Vielleicht habt ihr einen Tipp wie ich mit dieser inneren Zerrissenheit umgehen soll? Kennt ihr Menschen, die genau so fühlen und darüber berichtet haben? Es hat auf jeden Fall gut getan das alles mal aufzuschreiben. Danke 🙂

A.

Hi A.!

Was du beschreibst klingt sehr, als wärst du ein schwuler trans Mann. Eventuell käme auch das Label Girlfag in Frage. Im Bezug auf dieses Label habe ich schon öfter Geschichten gelesen, die deine Zerissenheit gut wiederspiegeln, vielleicht lohnt es sich für dich in der Richtung etwas zu recherchieren.

Und du bist definitiv queer genug, auch wenn du nicht permanent darüber nachdenkst. Ungeoutet zu sein ist hart und um das zu verkraften muss man die eigene Queerness manchmal einfach ausblenden. Und das queere Imposter Syndrom haben so unglaublich viele Menschen, die eindeutig queer sind, da befindest du dich in bester Gesellschaft.

Ich denke, es könnte dir gut tun Kontakt zur Community zu suchen.
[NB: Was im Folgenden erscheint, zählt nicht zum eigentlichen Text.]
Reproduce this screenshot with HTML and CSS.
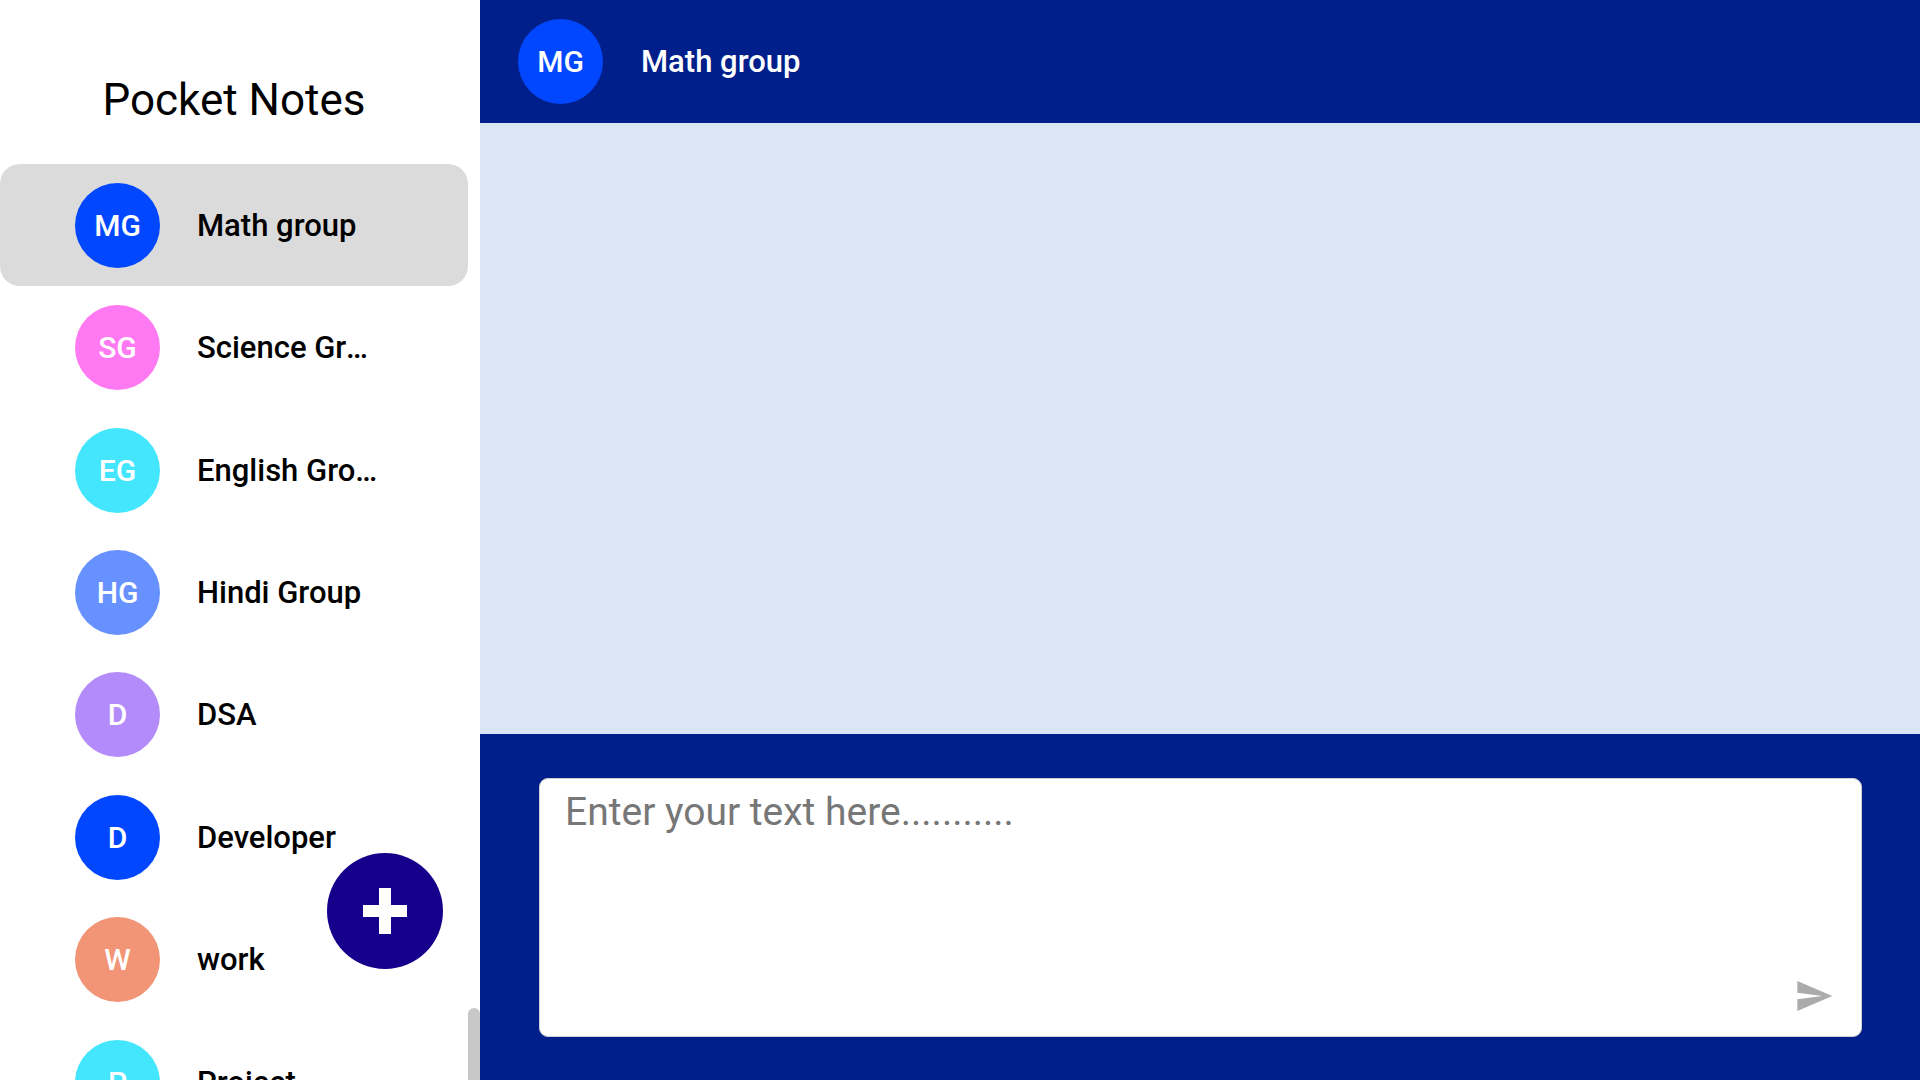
FILE: index.html
```html
<!DOCTYPE html>
<html lang="en">
<head>
<meta charset="utf-8">
<title>Pocket Notes</title>
<link rel="stylesheet" href="styles.css">
</head>
<body>
<div class="app">
  <aside class="sidebar">
    <div class="sidebar-content">
      <h1 class="brand">Pocket Notes</h1>
      <ul class="groups">
        <li class="group active"><span class="avatar c-blue">MG</span><span class="name">Math group</span></li>
        <li class="group"><span class="avatar c-pink">SG</span><span class="name">Science Group</span></li>
        <li class="group"><span class="avatar c-cyan">EG</span><span class="name">English Group</span></li>
        <li class="group"><span class="avatar c-sky">HG</span><span class="name">Hindi Group</span></li>
        <li class="group"><span class="avatar c-purple">D</span><span class="name">DSA</span></li>
        <li class="group"><span class="avatar c-blue">D</span><span class="name">Developer</span></li>
        <li class="group"><span class="avatar c-orange">W</span><span class="name">work</span></li>
        <li class="group"><span class="avatar c-cyan">P</span><span class="name">Project</span></li>
      </ul>
      <button class="fab" aria-label="Create group">
        <svg width="46" height="46" viewBox="0 0 46 46"><rect x="17" y="0" width="12" height="46" fill="#fff"/><rect x="1" y="17" width="44" height="12" fill="#fff"/></svg>
      </button>
    </div>
    <div class="scrollbar"><div class="thumb"></div></div>
  </aside>
  <main class="chat">
    <header class="chat-header">
      <span class="avatar c-blue">MG</span>
      <span class="chat-title">Math group</span>
    </header>
    <section class="notes"></section>
    <footer class="composer">
      <div class="input-box">
        <textarea class="input" placeholder="Enter your text here..........."></textarea>
        <svg class="send" width="40" height="40" viewBox="0 0 24 24"><path d="M2.01 21L23 12 2.01 3 2 10l15 2-15 2z" fill="#ababab"/></svg>
      </div>
    </footer>
  </main>
</div>
</body>
</html>
```
FILE: styles.css
```css
* { box-sizing: border-box; }
html, body { margin: 0; padding: 0; height: 100%; overflow: hidden; }
body { font-family: Roboto, "Liberation Sans", sans-serif; color: #000; }

.app { display: flex; width: 1920px; height: 1080px; }

.sidebar { width: 480px; flex: none; display: flex; background: #fff; overflow: hidden; }
.sidebar-content { position: relative; width: 468px; padding-top: 74px; }
.brand { margin: 0 0 38px; font-size: 44px; font-weight: 400; line-height: 52px; text-align: center; }
.groups { list-style: none; margin: 0; padding: 0; }
.group { height: 122.45px; display: flex; align-items: center; padding-left: 75px; gap: 37px; border-radius: 20px; }
.group.active { background: #dbdbdb; }
.name { font-size: 31px; font-weight: 500; white-space: nowrap; overflow: hidden; text-overflow: ellipsis; max-width: 184px; }

.avatar { width: 85px; height: 85px; border-radius: 50%; flex: none; display: flex; align-items: center; justify-content: center; color: #fff; font-size: 30px; font-weight: 500; }
.c-blue { background: #0047ff; }
.c-pink { background: #ff79f2; }
.c-cyan { background: #43e6fc; }
.c-sky { background: #6691ff; }
.c-purple { background: #b38bfa; }
.c-orange { background: #f19576; }

.fab { position: absolute; left: 327px; top: 853px; width: 116px; height: 116px; border-radius: 50%; border: none; background: #16008b; display: flex; align-items: center; justify-content: center; padding: 0; }

.scrollbar { width: 12px; display: flex; flex-direction: column; justify-content: flex-end; }
.thumb { height: 72px; background: #c8c8c8; border-radius: 6px 6px 0 0; }

.chat { flex: 1; display: flex; flex-direction: column; }
.chat-header { height: 123px; flex: none; background: #001f8b; display: flex; align-items: center; padding-left: 38px; gap: 38px; }
.chat-title { color: #fff; font-size: 31px; font-weight: 500; }
.notes { flex: 1; background: #dae5f5; }
.composer { height: 346px; flex: none; background: #001f8b; padding: 44px 58px 43px 59px; }
.input-box { position: relative; height: 259px; background: #fff; border-radius: 9px; border: 1px solid #d0d0d0; }
.input { width: 100%; height: 100%; border: none; outline: none; resize: none; background: transparent; border-radius: 9px; padding: 10px 25px; font-family: Roboto, "Liberation Sans", sans-serif; font-size: 39px; color: #333; }
.input::placeholder { color: #777; }
.send { position: absolute; right: 27px; bottom: 20px; }
```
Dort sind auch die Chancen deutlich höher maskuline Männer zu treffen, die Interesse an Männern haben, und diese auch als solche zu erkennen. 😉
Der Kontakt muss aber auch nicht direkt sein zu einem örtlichen queeren Treffpunkt zu gehen. Grade auch im Hinblick auf die aktuelle Situation sind online spaces deutlich besser erreichbar und zudem anonym. Du kannst also sein, wer du willst. Und wenn du letzten Endes doch eine hetero cis Frau sein solltest, bist als questioning Person ein Teil der Community und dort herzlich willkommen!

Ich hoffe, ich konnte dir weiterhelfen und wünsche dir viel Kraft und allen Mut, den du brauchst!